→ Material:

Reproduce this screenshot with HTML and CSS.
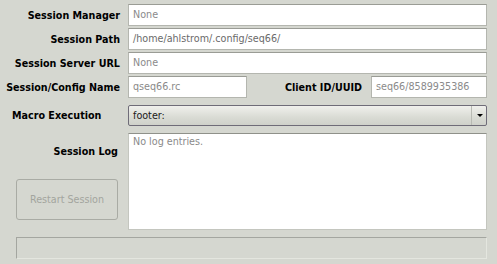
FILE: index.html
```html
<!DOCTYPE html>
<html lang="en">
<head>
    <meta charset="UTF-8">
    <meta name="viewport" content="width=device-width, initial-scale=1.0">
    <title>Session</title>
    <link rel="stylesheet" href="styles.css">
</head>
<body>
    <div class="panel">
        <div class="row">
            <label class="lbl">Session Manager</label>
            <div class="field dim">None</div>
        </div>
        <div class="row">
            <label class="lbl">Session Path</label>
            <div class="field mid">/home/ahlstrom/.config/seq66/</div>
        </div>
        <div class="row">
            <label class="lbl">Session Server URL</label>
            <div class="field dim">None</div>
        </div>
        <div class="row">
            <label class="lbl">Session/Config Name</label>
            <div class="split">
                <div class="field dim name">qseq66.rc</div>
                <label class="lbl client">Client ID/UUID</label>
                <div class="field dim uuid">seq66/8589935386</div>
            </div>
        </div>
        <div class="row macro">
            <label class="lbl left">Macro Execution</label>
            <div class="combo">
                <span>footer:</span>
                <span class="arrow"></span>
            </div>
        </div>
        <div class="row log">
            <div class="side">
                <label class="lbl">Session Log</label>
                <button class="restart" disabled>Restart Session</button>
            </div>
            <div class="logbox">No log entries.</div>
        </div>
        <div class="status"></div>
    </div>
</body>
</html>
```

FILE: styles.css
```css
*{
    margin: 0;
    padding: 0;
    box-sizing: border-box;
}
body{
    background-color: #d5d7d0;
    font-family: "DejaVu Sans", Verdana, sans-serif;
    font-size: 9.6px;
    color: #000;
}
.panel{
    width: 497px;
    height: 264px;
    padding: 4px 10px 0 0;
    display: flex;
    flex-direction: column;
}
.row{
    display: flex;
    align-items: center;
    height: 22px;
    margin-bottom: 2px;
}
.lbl{
    font-weight: bold;
    width: 128px;
    padding-right: 8px;
    text-align: right;
    flex: none;
}
.lbl.left{
    text-align: left;
    padding-left: 12px;
}
.field{
    flex: 1;
    height: 22px;
    line-height: 20px;
    padding-left: 4px;
    background-color: #fff;
    border: 1px solid #b4b6af;
    border-top-color: #9a9c95;
    white-space: nowrap;
    overflow: hidden;
}
.dim{
    color: #8a8a8a;
}
.mid{
    color: #6a6a6a;
}
.split{
    flex: 1;
    display: flex;
    align-items: center;
}
.name{
    flex: none;
    width: 119px;
}
.client{
    width: auto;
    flex: 1;
    padding-right: 9px;
}
.uuid{
    flex: none;
    width: 116px;
}
.macro{
    margin-top: 5px;
    height: 21px;
}
.combo{
    flex: 1;
    height: 21px;
    display: flex;
    align-items: center;
    justify-content: space-between;
    padding-left: 4px;
    border: 1px solid #6f6c78;
    border-radius: 2px;
    background: linear-gradient(#f0f0ec, #d9dbd4 60%, #cfd1ca);
    color: #1a1a1a;
}
.arrow{
    width: 15px;
    height: 100%;
    border-left: 1px solid #b8bab3;
    position: relative;
}
.arrow::after{
    content: "";
    position: absolute;
    left: 5px;
    top: 8px;
    border-left: 3px solid transparent;
    border-right: 3px solid transparent;
    border-top: 3px solid #000;
}
.log{
    margin-top: 5px;
    height: 97px;
    align-items: stretch;
}
.side{
    width: 128px;
    flex: none;
    display: flex;
    flex-direction: column;
    align-items: flex-end;
}
.side .lbl{
    width: 128px;
    margin-top: 13px;
    padding-right: 10px;
}
.restart{
    align-self: flex-start;
    margin-left: 16px;
    margin-top: 22px;
    width: 102px;
    height: 41px;
    background: transparent;
    border: 1px solid #a9aba4;
    border-radius: 3px;
    font-family: "DejaVu Sans", Verdana, sans-serif;
    font-size: 9.6px;
    color: #a3a59e;
}
.logbox{
    flex: 1;
    background-color: #fff;
    border: 1px solid #c4c6bf;
    border-top-color: #8f918a;
    color: #8a8a8a;
    padding: 2px 4px;
}
.status{
    margin: 5px 0 0 16px;
    height: 22px;
    border: 1px solid #e4e6df;
    border-top-color: #a4a6a0;
    border-left-color: #a4a6a0;
}
```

→ What needs to be done: Repeat all of the data above word for word, minus the pictures.

→ Result of this exercise:
Reproduce this screenshot with HTML and CSS.
FILE: index.html
```html
<!DOCTYPE html>
<html lang="en">
<head>
    <meta charset="UTF-8">
    <meta name="viewport" content="width=device-width, initial-scale=1.0">
    <title>Session</title>
    <link rel="stylesheet" href="styles.css">
</head>
<body>
    <div class="panel">
        <div class="row">
            <label class="lbl">Session Manager</label>
            <div class="field dim">None</div>
        </div>
        <div class="row">
            <label class="lbl">Session Path</label>
            <div class="field mid">/home/ahlstrom/.config/seq66/</div>
        </div>
        <div class="row">
            <label class="lbl">Session Server URL</label>
            <div class="field dim">None</div>
        </div>
        <div class="row">
            <label class="lbl">Session/Config Name</label>
            <div class="split">
                <div class="field dim name">qseq66.rc</div>
                <label class="lbl client">Client ID/UUID</label>
                <div class="field dim uuid">seq66/8589935386</div>
            </div>
        </div>
        <div class="row macro">
            <label class="lbl left">Macro Execution</label>
            <div class="combo">
                <span>footer:</span>
                <span class="arrow"></span>
            </div>
        </div>
        <div class="row log">
            <div class="side">
                <label class="lbl">Session Log</label>
                <button class="restart" disabled>Restart Session</button>
            </div>
            <div class="logbox">No log entries.</div>
        </div>
        <div class="status"></div>
    </div>
</body>
</html>
```

FILE: styles.css
```css
*{
    margin: 0;
    padding: 0;
    box-sizing: border-box;
}
body{
    background-color: #d5d7d0;
    font-family: "DejaVu Sans", Verdana, sans-serif;
    font-size: 9.6px;
    color: #000;
}
.panel{
    width: 497px;
    height: 264px;
    padding: 4px 10px 0 0;
    display: flex;
    flex-direction: column;
}
.row{
    display: flex;
    align-items: center;
    height: 22px;
    margin-bottom: 2px;
}
.lbl{
    font-weight: bold;
    width: 128px;
    padding-right: 8px;
    text-align: right;
    flex: none;
}
.lbl.left{
    text-align: left;
    padding-left: 12px;
}
.field{
    flex: 1;
    height: 22px;
    line-height: 20px;
    padding-left: 4px;
    background-color: #fff;
    border: 1px solid #b4b6af;
    border-top-color: #9a9c95;
    white-space: nowrap;
    overflow: hidden;
}
.dim{
    color: #8a8a8a;
}
.mid{
    color: #6a6a6a;
}
.split{
    flex: 1;
    display: flex;
    align-items: center;
}
.name{
    flex: none;
    width: 119px;
}
.client{
    width: auto;
    flex: 1;
    padding-right: 9px;
}
.uuid{
    flex: none;
    width: 116px;
}
.macro{
    margin-top: 5px;
    height: 21px;
}
.combo{
    flex: 1;
    height: 21px;
    display: flex;
    align-items: center;
    justify-content: space-between;
    padding-left: 4px;
    border: 1px solid #6f6c78;
    border-radius: 2px;
    background: linear-gradient(#f0f0ec, #d9dbd4 60%, #cfd1ca);
    color: #1a1a1a;
}
.arrow{
    width: 15px;
    height: 100%;
    border-left: 1px solid #b8bab3;
    position: relative;
}
.arrow::after{
    content: "";
    position: absolute;
    left: 5px;
    top: 8px;
    border-left: 3px solid transparent;
    border-right: 3px solid transparent;
    border-top: 3px solid #000;
}
.log{
    margin-top: 5px;
    height: 97px;
    align-items: stretch;
}
.side{
    width: 128px;
    flex: none;
    display: flex;
    flex-direction: column;
    align-items: flex-end;
}
.side .lbl{
    width: 128px;
    margin-top: 13px;
    padding-right: 10px;
}
.restart{
    align-self: flex-start;
    margin-left: 16px;
    margin-top: 22px;
    width: 102px;
    height: 41px;
    background: transparent;
    border: 1px solid #a9aba4;
    border-radius: 3px;
    font-family: "DejaVu Sans", Verdana, sans-serif;
    font-size: 9.6px;
    color: #a3a59e;
}
.logbox{
    flex: 1;
    background-color: #fff;
    border: 1px solid #c4c6bf;
    border-top-color: #8f918a;
    color: #8a8a8a;
    padding: 2px 4px;
}
.status{
    margin: 5px 0 0 16px;
    height: 22px;
    border: 1px solid #e4e6df;
    border-top-color: #a4a6a0;
    border-left-color: #a4a6a0;
}
```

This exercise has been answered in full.